Danny Stillman, a physicist who retired from Los Alamos in 1993, filed a suit against the US government on 18 June, arguing that it had unlawfully exceeded its constitutional authority by blocking publication of his manuscript for 18 months.

But on 27 June, Stillman's lawyer, Mark Zaid, was given the manuscript, marked up by Pentagon intelligence officials. “They released about 85 to 90% of the manuscript and said the rest was highly classified,” says Zaid. “I sent the whole thing to Danny to examine. He may end up challenging the omissions on grounds that the information came from the Chinese and doesn't compromise our security in any way.”

Stillman made nine trips to China, with government consent, between 1990 and 1999 — six of them as a private citizen after he retired from the lab. His book, Inside China's Nuclear Weapons Program, contains what may be the most detailed record ever of the country's nuclear-weapons activities, with information on its 46 nuclear tests and more than 2,000 scientists and engineers involved in the programme.

The Pentagon has argued that the book contains secret information that, if made public, would damage both US national security and its relations with China.

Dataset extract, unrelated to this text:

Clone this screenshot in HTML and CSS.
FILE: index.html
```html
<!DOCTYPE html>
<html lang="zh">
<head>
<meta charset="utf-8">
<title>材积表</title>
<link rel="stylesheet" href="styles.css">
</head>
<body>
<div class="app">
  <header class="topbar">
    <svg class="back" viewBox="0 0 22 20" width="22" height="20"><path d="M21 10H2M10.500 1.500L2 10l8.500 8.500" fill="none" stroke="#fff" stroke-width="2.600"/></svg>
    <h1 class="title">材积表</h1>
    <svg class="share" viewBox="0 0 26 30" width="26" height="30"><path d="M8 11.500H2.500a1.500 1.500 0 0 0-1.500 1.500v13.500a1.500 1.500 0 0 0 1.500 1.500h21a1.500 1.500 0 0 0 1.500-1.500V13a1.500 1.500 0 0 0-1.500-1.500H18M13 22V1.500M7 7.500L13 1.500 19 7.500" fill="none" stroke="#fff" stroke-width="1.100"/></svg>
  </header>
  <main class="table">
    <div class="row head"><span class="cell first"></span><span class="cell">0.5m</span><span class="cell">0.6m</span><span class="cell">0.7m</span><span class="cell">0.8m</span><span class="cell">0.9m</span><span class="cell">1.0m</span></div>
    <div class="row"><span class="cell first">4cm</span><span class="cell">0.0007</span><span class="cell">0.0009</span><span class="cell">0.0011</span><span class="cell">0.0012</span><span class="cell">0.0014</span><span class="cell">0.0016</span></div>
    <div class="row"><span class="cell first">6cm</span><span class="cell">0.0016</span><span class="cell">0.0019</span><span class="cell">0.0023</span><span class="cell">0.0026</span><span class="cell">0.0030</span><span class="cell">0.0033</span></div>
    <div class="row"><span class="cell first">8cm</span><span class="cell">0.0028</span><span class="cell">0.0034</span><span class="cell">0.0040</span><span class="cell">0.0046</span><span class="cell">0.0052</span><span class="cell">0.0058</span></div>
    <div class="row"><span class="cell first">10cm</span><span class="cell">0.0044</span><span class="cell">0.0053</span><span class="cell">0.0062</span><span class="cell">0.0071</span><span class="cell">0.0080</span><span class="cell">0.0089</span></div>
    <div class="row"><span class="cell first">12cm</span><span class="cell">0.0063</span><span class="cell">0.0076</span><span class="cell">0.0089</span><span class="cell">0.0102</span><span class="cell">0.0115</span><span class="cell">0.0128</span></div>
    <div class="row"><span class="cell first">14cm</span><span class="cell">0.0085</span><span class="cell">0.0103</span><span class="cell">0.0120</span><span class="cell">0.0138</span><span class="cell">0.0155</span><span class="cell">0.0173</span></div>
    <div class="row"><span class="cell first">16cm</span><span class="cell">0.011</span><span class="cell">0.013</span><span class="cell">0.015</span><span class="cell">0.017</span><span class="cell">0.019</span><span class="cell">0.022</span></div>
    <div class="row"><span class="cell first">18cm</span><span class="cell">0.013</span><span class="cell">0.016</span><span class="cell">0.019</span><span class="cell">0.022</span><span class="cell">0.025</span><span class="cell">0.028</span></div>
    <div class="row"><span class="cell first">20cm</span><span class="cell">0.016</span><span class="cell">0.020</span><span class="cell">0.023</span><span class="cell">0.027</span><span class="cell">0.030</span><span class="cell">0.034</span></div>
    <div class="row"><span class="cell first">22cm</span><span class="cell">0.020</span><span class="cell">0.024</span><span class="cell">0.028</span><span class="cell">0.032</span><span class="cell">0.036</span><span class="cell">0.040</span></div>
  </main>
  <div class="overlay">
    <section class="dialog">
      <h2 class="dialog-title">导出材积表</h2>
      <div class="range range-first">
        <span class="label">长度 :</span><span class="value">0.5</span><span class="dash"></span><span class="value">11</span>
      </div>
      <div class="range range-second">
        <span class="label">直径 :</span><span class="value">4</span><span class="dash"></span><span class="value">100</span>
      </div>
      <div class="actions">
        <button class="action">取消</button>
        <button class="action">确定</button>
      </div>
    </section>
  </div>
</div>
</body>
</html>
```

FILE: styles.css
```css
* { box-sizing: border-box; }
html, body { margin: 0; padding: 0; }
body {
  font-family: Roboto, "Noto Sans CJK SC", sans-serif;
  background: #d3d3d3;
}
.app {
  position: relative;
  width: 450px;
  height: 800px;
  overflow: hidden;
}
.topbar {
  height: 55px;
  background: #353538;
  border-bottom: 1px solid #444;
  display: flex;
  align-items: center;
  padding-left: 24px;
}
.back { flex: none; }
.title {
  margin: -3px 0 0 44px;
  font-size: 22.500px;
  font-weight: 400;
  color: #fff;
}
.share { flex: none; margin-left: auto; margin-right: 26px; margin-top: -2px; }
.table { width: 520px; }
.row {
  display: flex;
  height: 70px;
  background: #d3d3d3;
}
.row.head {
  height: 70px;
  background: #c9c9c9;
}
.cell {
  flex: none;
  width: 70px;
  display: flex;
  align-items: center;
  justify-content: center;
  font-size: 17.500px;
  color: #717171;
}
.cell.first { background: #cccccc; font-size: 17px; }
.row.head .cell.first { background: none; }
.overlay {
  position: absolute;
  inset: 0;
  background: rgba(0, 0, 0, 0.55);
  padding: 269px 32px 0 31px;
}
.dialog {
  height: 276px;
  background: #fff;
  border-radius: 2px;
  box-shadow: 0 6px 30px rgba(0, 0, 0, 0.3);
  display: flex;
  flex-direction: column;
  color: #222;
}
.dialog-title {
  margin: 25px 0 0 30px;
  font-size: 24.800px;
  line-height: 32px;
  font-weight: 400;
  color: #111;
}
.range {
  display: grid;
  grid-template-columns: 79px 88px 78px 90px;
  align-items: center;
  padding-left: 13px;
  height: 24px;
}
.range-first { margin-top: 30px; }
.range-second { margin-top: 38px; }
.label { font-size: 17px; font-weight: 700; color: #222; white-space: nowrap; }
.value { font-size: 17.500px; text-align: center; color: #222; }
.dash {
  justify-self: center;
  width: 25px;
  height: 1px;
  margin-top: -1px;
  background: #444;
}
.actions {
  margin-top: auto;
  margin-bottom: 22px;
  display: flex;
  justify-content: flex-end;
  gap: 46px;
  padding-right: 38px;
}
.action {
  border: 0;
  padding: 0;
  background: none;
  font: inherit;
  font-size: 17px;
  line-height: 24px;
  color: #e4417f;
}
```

But some experts think that material in the book would undermine accusations that China relied on spying in the United States to acquire nuclear-weapons expertise. Irving Lerch, the director of international affairs at the American Physical Society, says that releasing Stillman's findings “would go a long way in eliminating the charge that foreign-born scientists, particularly Chinese, can't be trusted with our nuclear secrets” (see News Feature, page 10).